Every year, we run a significantly enhanced service for Pride with additional late-night trains on Saturday evening. These enhancements are needed to safely transport the huge number of people that travel into Brighton during Pride’s busiest day but also home again after the popular Saturday community parade and Fabuloso fundraiser in Preston Park.
In normal times, these services are covered by volunteer drivers. The ASLEF overtime ban means that our volunteers cannot take part, and without the additional late-night services there is a clear risk of stranding tens of thousands of people overnight without accommodation. On Saturday evening there is always a massive demand for return travel over a short period of time, with a capacity shortfall of 85,000 across the day including 20,000 passengers in the busiest hours of the evening alone.

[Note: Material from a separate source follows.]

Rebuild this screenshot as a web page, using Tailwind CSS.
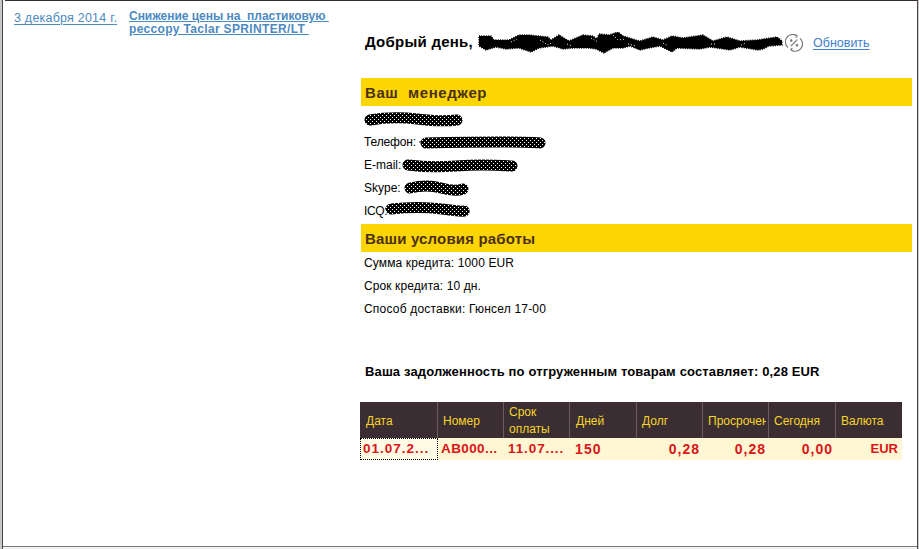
<!DOCTYPE html>
<html lang="ru"><head><meta charset="utf-8"><title>Условия работы</title>
<script src="https://cdn.jsdelivr.net/npm/@tailwindcss/browser@4"></script></head>
<body class="w-[919px] h-[549px] overflow-hidden bg-[#c9c7c7] font-['Liberation_Sans',sans-serif] text-black">
<div class="h-[549px] ml-[2px] w-[916px] border-l border-r border-[#4a4446] bg-white flex flex-col whitespace-pre">
<div class="ml-[2px] h-px bg-[#332b2d]"></div>
<div class="h-[545px] flex items-start">
<div class="w-[358px] shrink-0 pl-[11px] pt-[9px] flex text-[#4d8ac0]">
<a class="w-[115px] text-[12.5px] leading-[16px] underline underline-offset-2 tracking-[0.22px]">3 декабря 2014 г.</a>
<a class="text-[12px] leading-[13px] font-bold underline underline-offset-1"><span class="tracking-[-0.02px]">Снижение цены на  пластиковую </span>
<span class="tracking-[0.34px]">рессору Taclar SPRINTER/LT </span></a>
</div>
<main class="w-[551px] flex flex-col">
<div class="h-[77px] pt-[31px] pl-1 flex">
<h1 class="w-[112px] text-[15px] leading-[20px] font-bold tracking-[0.25px]">Добрый день,</h1>
<svg class="w-[308px] h-[24px] shrink-0" viewBox="-2 0 308 24"><path stroke="#000" stroke-width="1.5" stroke-dasharray="1 1.3" d="M0 4L12 4 15 8 30 8 40 3 50 3 69 5 72 8 80 3 90 9 104 3 114 4 118 7 120 2 130 3 139 0 144 4 157 8 161 9 174 5 184 8 193 4 204 6 224 3 234 9 248 5 261 9 278 8 298 5 303 9 303 13 290 14 284 17 279 18 261 15 251 18 231 15 221 17 198 16 193 20 181 14 170 16 161 18 151 14 144 16 134 16 125 21 117 17 110 16 94 16 84 17 74 14 60 16 52 20 40 16 27 17 17 15 7 18 0 14Z"/><path stroke="#fff" stroke-width="1" stroke-dasharray="1 2" fill="none" d="M32 10l6-3M61 8l8 5 5-3M88 12l5 2M112 6l7 4M134 3l5 5 8-1M149 12l8 2M184 11l5 3M232 12h5M262 13l5-2"/></svg>
<svg class="mt-[2px] w-[18px] h-[18px] shrink-0" viewBox="0 0 18 18" fill="none" stroke="#77787a" stroke-width="1.2"><path d="M12.5 2.2A7.2 7.2 0 0 0 3 13.6M5.5 15.5A7.2 7.2 0 0 0 15 4.4M12.5 2.2l-2-1.5M12.5 2.2l-2 1.3M5.5 15.5l2-1.3M5.5 15.5l2 1.5M5.8 12.2l6.5-6.5"/><circle cx="6.2" cy="6.5" r=".7"/><circle cx="12" cy="11.3" r=".7"/></svg>
<a class="ml-[10px] mt-[3px] text-[12.5px] leading-[16px] text-[#4080cc] underline underline-offset-2">Обновить</a>
</div>
<h2 class="h-[28px] bg-[#fbd504] pl-[4px] text-[15px] leading-[29px] font-bold text-[#4b3012] tracking-[0.6px]">Ваш  менеджер</h2>
<section class="h-[118px] pt-[2px] pl-[3px] text-[12px] leading-[23px] flex flex-col">
<svg class="w-[190px] h-[23px] shrink-0" viewBox="0 0 190 23"><defs><pattern id="ink" width="4" height="4" patternUnits="userSpaceOnUse" shape-rendering="crispEdges"><path fill="#000" d="M0 0h4v1h-4zM0 2h4v1h-4zM1 1h3v1h-3zM0 3h2v1h-2zM3 3h1v1h-1z"/></pattern></defs><path d="M6 12Q29 8 53 11T93 12" fill="none" stroke="url(#ink)" stroke-width="11" stroke-linecap="round"/></svg>
<div class="flex h-[23px]"><span class="w-[54px] tracking-[-0.15px]">Телефон: </span><svg class="w-[130px] h-[23px]" viewBox="0 0 130 23"><path d="M1 11h5" stroke="#000"/><path d="M8 12Q50 11 82 11T122 12" fill="none" stroke="url(#ink)" stroke-width="11" stroke-linecap="round"/></svg></div>
<div class="flex h-[23px]"><span class="w-[37px]">E-mail:</span><svg class="w-[120px] h-[23px]" viewBox="0 0 120 23"><path d="M7 11Q30 14 55 12T111 12" fill="none" stroke="url(#ink)" stroke-width="11" stroke-linecap="round"/></svg></div>
<div class="flex h-[23px]"><span class="w-[39px]">Skype: </span><svg class="w-[70px] h-[23px]" viewBox="0 0 70 23"><path d="M7 11Q24 7 38 11T60 12" fill="none" stroke="url(#ink)" stroke-width="11" stroke-linecap="round"/></svg></div>
<div class="flex h-[23px]"><span class="w-[20px] tracking-[-0.4px]">ICQ:</span><svg class="w-[90px] h-[23px]" viewBox="0 0 90 23"><path d="M7 9Q34 6 58 9T80 11" fill="none" stroke="url(#ink)" stroke-width="11" stroke-linecap="round"/></svg></div>
</section>
<h2 class="h-[28px] bg-[#fbd504] pl-[4px] text-[15px] leading-[30px] font-bold text-[#4b3012] tracking-[0.17px]">Ваши условия работы</h2>
<section class="h-[108px] pl-[3px] text-[12px] leading-[23px] flex flex-col">
<p class="tracking-[0.13px]">Сумма кредита: 1000 EUR</p>
<p class="tracking-[0.1px]">Срок кредита: 10 дн.</p>
<p class="tracking-[0.2px]">Способ доставки: Гюнсел 17-00</p>
</section>
<p class="h-[42px] pl-[4px] text-[13px] leading-[24px] font-bold tracking-[0.14px]">Ваша задолженность по отгруженным товарам составляет: 0,28 EUR</p>
<div class="-ml-px w-[542px] grid grid-cols-[78px_66px_66px_67px_66px_66px_67px_66px] grid-rows-[36px_22px]">
<div class="bg-[#3b2e32] border-r border-[#6a5c60] pl-[6px] text-[12px] leading-[38px] text-[#f5d52c] overflow-hidden">Дата</div>
<div class="bg-[#3b2e32] border-r border-[#6a5c60] pl-[5px] text-[12px] leading-[38px] text-[#f5d52c] overflow-hidden">Номер</div>
<div class="bg-[#3b2e32] border-r border-[#6a5c60] pl-[5px] pt-[2px] text-[12px] leading-[17px] text-[#f5d52c] overflow-hidden">Срок
оплаты</div>
<div class="bg-[#3b2e32] border-r border-[#6a5c60] pl-[6px] text-[12px] leading-[38px] text-[#f5d52c] overflow-hidden">Дней</div>
<div class="bg-[#3b2e32] border-r border-[#6a5c60] pl-[5px] text-[12px] leading-[38px] text-[#f5d52c] overflow-hidden">Долг</div>
<div class="bg-[#3b2e32] border-r border-[#6a5c60] pl-[5px] text-[12px] leading-[38px] text-[#f5d52c] overflow-hidden"><span class="block w-[58px] overflow-hidden">Просрочено</span></div>
<div class="bg-[#3b2e32] border-r border-[#6a5c60] pl-[5px] text-[12px] leading-[38px] text-[#f5d52c] overflow-hidden">Сегодня</div>
<div class="bg-[#3b2e32] pl-[5px] text-[12px] leading-[38px] text-[#f5d52c] overflow-hidden">Валюта</div>
<div class="bg-[#fffbe5] border border-dotted border-black pl-[2px] text-[13.5px] leading-[20px] font-bold text-[#d91519] tracking-[1px]">01.07.2...</div>
<div class="bg-[#fff7d3] pl-[3px] text-[13.5px] leading-[22px] font-bold text-[#d91519] tracking-[0.4px]">AB000...</div>
<div class="bg-[#fff7d3] pl-[4px] text-[13.5px] leading-[22px] font-bold text-[#d91519] tracking-[0.9px]">11.07....</div>
<div class="bg-[#fff7d3] pl-[5px] text-[14px] leading-[22px] font-bold text-[#d91519] tracking-[1.1px]">150</div>
<div class="bg-[#fff7d3] pr-[3px] text-right text-[14px] leading-[22px] font-bold text-[#d91519] tracking-[1px]">0,28</div>
<div class="bg-[#fff7d3] pr-[3px] text-right text-[14px] leading-[22px] font-bold text-[#d91519] tracking-[1px]">0,28</div>
<div class="bg-[#fff7d3] pr-[3px] text-right text-[14px] leading-[22px] font-bold text-[#d91519] tracking-[1px]">0,00</div>
<div class="bg-[#fff7d3] pr-[4px] text-right text-[13px] leading-[22px] font-bold text-[#d91519]">EUR</div>
</div>
</main>
</div>
<div class="h-px bg-[#777]"></div><div class="h-[2px] bg-[#f2f2f2]"></div>
</div>
</body></html>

Keeping passengers and colleagues safe is our absolute priority and following discussions with the council, police and emergency services, as well as our own risk assessments, we have sadly concluded that we cannot safely run any services as it would be impossible to avoid severe overcrowding and present a considerable risk to passenger safety. In particular, we cannot in good faith bring large numbers of people into Brighton that would not be able to get home again safely.
Sunday 6 August
On Sunday 6 August, trains will be running to and from Brighton station. Because of the large crowds who will be leaving Brighton after Pride, you should give yourself at least an hour to get to Brighton station from any of the festival sites or the seafront.
Remember that for safety reasons you won’t be able to take any glass bottles or containers into the station or on to our trains.
A rainbow queuing system will be in operation at Brighton station on Sunday at the busiest times. To help you on your way, remember:
- The GREEN queue will be for trains on the East Coastway, for stations towards Lewes, Seaford and Eastbourne
- The PURPLE queue will be for trains on the West Coastway, for stations towards Shoreham-by-Sea, Worthing and Chichester
- The BLUE queue is for trains on the Brighton Main Line, for stations towards Haywards Heath, Gatwick Airport and to London
Make sure you know the times of your late evening trains home and give yourself plenty of extra time, bearing in mind you may have to queue.
You can plan and check your journeys at nationalrail.co.uk.
Frequently asked questions
What do you say to the LGBTQ+ community that will be directly impacted by this?
We have a long standing relationship with Pride and have long supported the LGBTQ+ community, which of course includes many of our own colleagues. We are bitterly disappointed not to support Pride in the way we planned and we’re very sorry for the impact this will have, particularly for everyone in the LGBTQ+ community. All we can say is that we didn’t take this decision lightly and it is done to keep people safe which is our ultimate goal.
Will the main Pride events still happen on Saturday?
Yes the community parade and Fabuloso fundraiser in Preston Park are going ahead.
Can people get refunds on their train tickets?
How short of space are you to run the usual Pride services?
85,000 passengers throughout the day (Brighton main line and coastways) with 20,000 of this falling in the 9pm to 2am period – the busiest time to travel home. These numbers relate to spaces needed on board, not just seats.
Surely you deal with incidents that close the line all the time and you still manage to move people?
We do, but not on this scale and with advance knowledge of the risk.
For example, in 2018 we saw a crowd crush that led to police closing the station temporarily. A review after this specifically said Pride should only be served if an increased service could be guaranteed, which GTR has worked to do and delivered since then (in years when Pride was held).
We’re looking at a scenario with known risks that could lead to serious and preventable injury, harm or in the very worst case even fatality. We could also see thousands of people stranded and having to sleep on the streets of Brighton or beach – that just is not an acceptable risk.
Why are services on Friday and Sunday not affected?
Far less people travel on the Friday and Sunday as the main events are on the Saturday. Also the overtime ban is not in place on the Sunday. We’re confident we have enough capacity on these days, even with the overtime ban in place on Friday, following our safety review of all the options.
What happens if ASLEF call action off?
If the ASLEF overtime ban is called off, unfortunately services cannot be immediately restored to the normal timetable. Rail services are created and depend on complex and integrated systems. It therefore takes some time to get everything back into place. If this is the case, more details will follow.
What other options did you consider?
We looked at if we could run services but stop after either the community parade or Fabuloso community fundraiser in Preston Park. These options were risk assessed and discussed with the council, police and emergency services to inform our decision making. Regrettably, no solution has been found that would safely match the vast demand we’d see and that’s why we’ve made this very difficult decision to not run services.
Why couldn’t you run some services or finish early?
We simply do not have enough capacity to bring people into Brighton and then take them home safely – whether that’s earlier in the day or not. It would just create a rush for trains earlier in the day and still leave many thousands of people potentially stranded overnight.
Why can’t you put on replacement buses instead?
We have looked at this. Between us we cannot secure enough capacity to deal with the number of travellers especially at short notice. There are also significant operational challenges with road closures in the city due to Pride and the demolition of the Royal Albion Hotel.